Tuesday 29 October 2013

Day 45 The Shallows: What The Internet Is Doing To Our Brains by Nicholas Carr




I would read this book purely because it has a high chance of making me look smart and intelligent. A higher chance than the tatty copies of the Harry Potter series I lug from home-to-home are gonna give me.

Let's talk colour. Gray, an intermediate colour between black and white, an achromatic, literally without colour. If that doesn't tell you much about my personality then, well, please read on. Gray is the colour that can be most commonly associated with boredom, uncertainty, indifference, and dreariness. And interestingly only a meagre one percent of the participants, from wherever I got this information from, chose it as their favourite colour. Is gray a negative metaphor for the internet in this case?

Ok so let's flip it. What about the gray power-suit? The industrial gray? The the tonal subtlety of natural stone, gray? The practical, simple and reliable, gray? The neutral, calm and soothing, gray? The gray that I have come to know and love! Or is that gravy? 

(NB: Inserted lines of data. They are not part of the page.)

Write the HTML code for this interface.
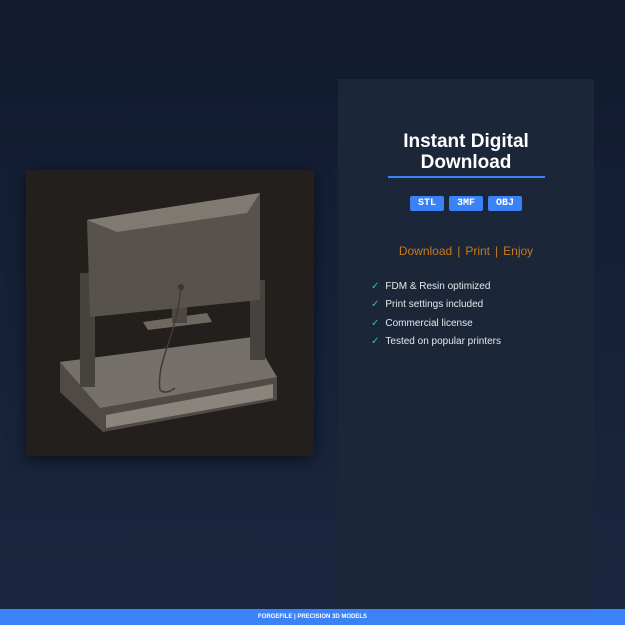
<!DOCTYPE html>
<html><head><style>
body{margin:0;width:625px;height:625px;overflow:hidden;background:linear-gradient(180deg,#111a2e 0%,#17223a 60%,#1b2740 100%);font-family:"Liberation Sans",sans-serif;position:relative}
.img{position:absolute;left:26px;top:170px;width:288px;height:286px;background:#221f1c;box-shadow:0 4px 14px rgba(0,0,0,.5)}
.panel{position:absolute;left:338px;top:79px;width:256px;height:531px;background:#1b2639}
h1{position:absolute;left:0;width:256px;top:52px;margin:0;text-align:center;color:#fff;font-size:19px;line-height:21px;font-weight:bold}
.line{position:absolute;left:50px;width:157px;height:2px;background:#3b82f6}
.tags{position:absolute;left:0;width:256px;text-align:center;font-size:0}
.tag{display:inline-block;background:#3b82f6;color:#fff;font-family:"Liberation Mono",monospace;font-weight:bold;font-size:10px;width:34px;height:15px;line-height:15px;border-radius:2px;margin:0 2.5px}
.links{position:absolute;left:0;width:256px;text-align:center;color:#c77a1e;font-size:12px}
.links span{margin:0 5px}
ul{position:absolute;left:33px;margin:0;padding:0;list-style:none;color:#e5e7eb;font-size:10px}
li{height:18.3px}
li b{color:#34c2a0;font-weight:normal;margin-right:6px}
.foot{position:absolute;left:0;bottom:0;width:625px;height:16px;background:#3b82f6;color:#fff;font-size:6px;font-weight:bold;text-align:center;line-height:16px}
</style></head><body>
<div class="img"><svg width="288" height="286" viewBox="0 0 288 286">
<path d="M34 192 L227 167 L251 207 L251 230 L77 262 L34 222 Z" fill="#4f4a45"/>
<path d="M34 192 L227 167 L251 207 L74 238 Z" fill="#75706a"/>
<path d="M80 245 L247 214 L247 228 L80 258Z" fill="#8a847c"/>
<rect x="54" y="103" width="15" height="114" fill="#46423d"/>
<rect x="224" y="110" width="15" height="80" fill="#46423d"/>
<path d="M117 152 L181 143 L186 152 L122 160Z" fill="#6e6861"/>
<rect x="146" y="137" width="15" height="16" fill="#4c4742"/>
<path d="M61 50 L234 23 L234 130 L64 147 Z" fill="#57524c"/>
<path d="M61 50 L91 62 L221 43 L234 23 Z" fill="#7f7972"/>
<path d="M155 117 C150 170 130 190 134 220 Q140 225 149 218" stroke="#3f3b37" stroke-width="1.5" fill="none"/>
<circle cx="155" cy="117" r="3" fill="#3a3632"/>
</svg></div>
<div class="panel">
<h1>Instant Digital<br>Download</h1>
<div class="line" style="top:97px"></div>
<div class="tags" style="top:117px"><span class="tag">STL</span><span class="tag">3MF</span><span class="tag">OBJ</span></div>
<div class="links" style="top:165px">Download<span>|</span>Print<span>|</span>Enjoy</div>
<ul style="top:202px"><li><b>✓</b>FDM &amp; Resin optimized</li><li><b>✓</b>Print settings included</li><li><b>✓</b>Commercial license</li><li><b>✓</b>Tested on popular printers</li></ul>
</div>
<div class="foot">FORGEFILE | PRECISION 3D MODELS</div>
</body></html>
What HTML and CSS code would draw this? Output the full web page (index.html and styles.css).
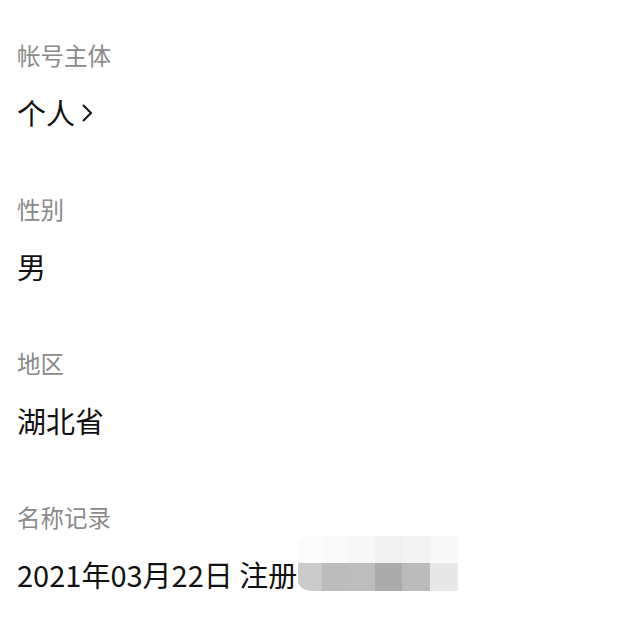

I feel like I have gone off topic here. So to reel it back in, I must say, Nicholas Carr must be working with colour psychologists to create two schools of thought here. Internet = bad; internet = good. If we were to read the colour blue, in contrast to it's gray counterpart, one might sway towards internet = bad; the shallows = good. What on earth is the shallows?

I need to read this book ASAP to see what all the fuss is about.